Towards the end of the 1930s, he began to use venoms as a tool to investigate tissue damage. His most profound contribution to experimental physiology is his discovery, along with Everton Trethewie and Wilhelm Feldberg, of the liberation of “slow reacting substance” of anaphylaxis that caused a prolonged contraction of smooth muscle. Fifty years later this work founded new discoveries in asthma treatment.
But Kellaway’s research was ultimately sacrificed for his administrative duties. When he took over as director, the Walter and Eliza Hall Institute was little more than a set of clinical laboratories attached to the then Melbourne Hospital, with fewer than a dozen staff and a paltry annual budget of £2500. He soon acquired a cadre of aspiring scientists and built the institute’s profile in a medical culture that largely favoured clinical observations over laboratory research.
In one telling anecdote from the 1930s, Kellaway was showing a scientific colleague around the institute when he saw Macfarlane Burnet crossing the courtyard. Kellaway pointed at him and said to his colleague, “if I’m right, he will become one of the world’s most distinguished scientists.”
As to finances, in 1927 it was his approach to the federal government with a proposal that it fund antivenom research which overcame skepticism in the bureaucracy about the value of funding research and set an enduring precedent. The system of Commonwealth funding for medical research programs paved the way for the establishment of the National Health & Medical Research Council in 1936.

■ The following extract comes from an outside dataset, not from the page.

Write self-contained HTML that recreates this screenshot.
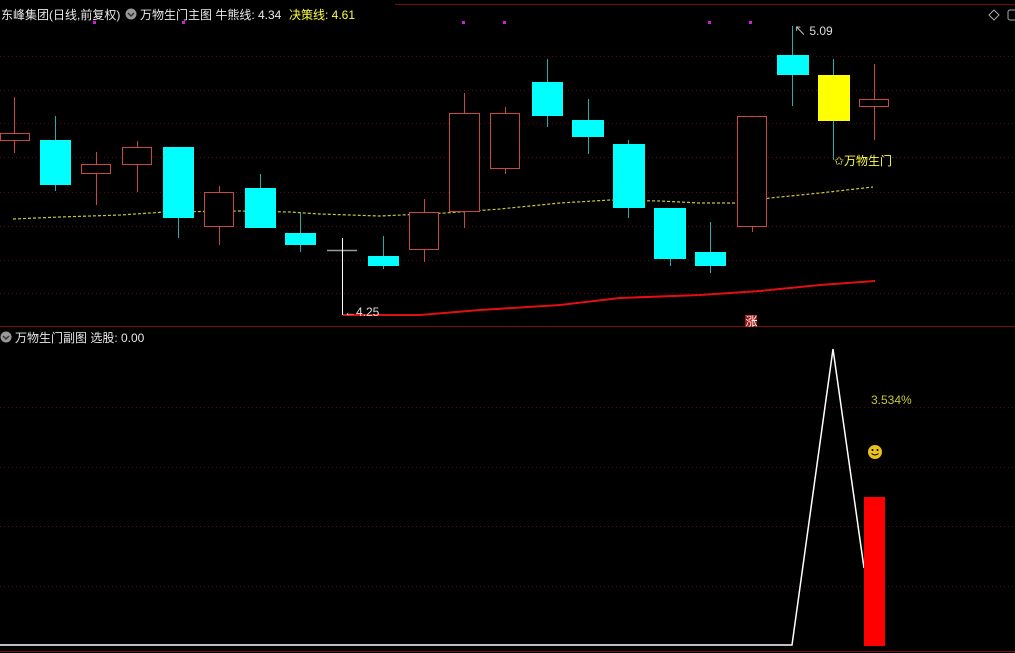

As Macfarlane Burnet remarked on his mentor, Kellaway’s influence “set Australia on a new path to achievement in medicine.” His innate parsimony helped steer the institute through the Depression.
He likewise steered the medical profession through the sensational Bundaberg disaster. On the weekend of 28 January 1928, 12 Bundaberg children died and five fought for their lives in hospital after a batch of the diphtheria vaccine was heavily contaminated with ‘golden staph’ (Staphylococcus aureus) bacteria.
As a chair of the Royal Commission into the tragedy, Kellaway won widespread acclaim for raising the profile of medical research and reassuring the public at a time when mass immunisation programs were only just gaining acceptance.
The advent of World War II ended Kellaway’s personal research career even as the institute continued to thrive. As an army colonel, he occupied key positions on medical services in the armed forces, helping establish a reliable blood transfusion service and shifted researchers’ focus to the tropical diseases afflicting Australian soldiers in the Pacific theatre.
When what is now the Royal Melbourne Hospital moved from Lonsdale Street to its new premises in Parkville, he shifted the Walter and Eliza Hall Institute to custom-built laboratories in a wing abutting Royal Parade. He devoted enormous amounts of his time to overseeing its design and administrative negotiations.
Having secured the institute’s future, in 1943 Kellaway’s administrative skills and political nous were recognised when he was recruited to head the research laboratories of London’s crisis-ridden Wellcome Foundation. Arriving in 1944, his contribution helped sustain what has become the world’s second-richest medical charity and foremost medical libraries.
Though he loved the great outdoors, bird photography and fly-fishing, Kellaway’s persistent vice, cigarettes, brought about his death from lung cancer in 1952. His passing brought tributes to the man’s warmth, good humour and “genius for friendship”.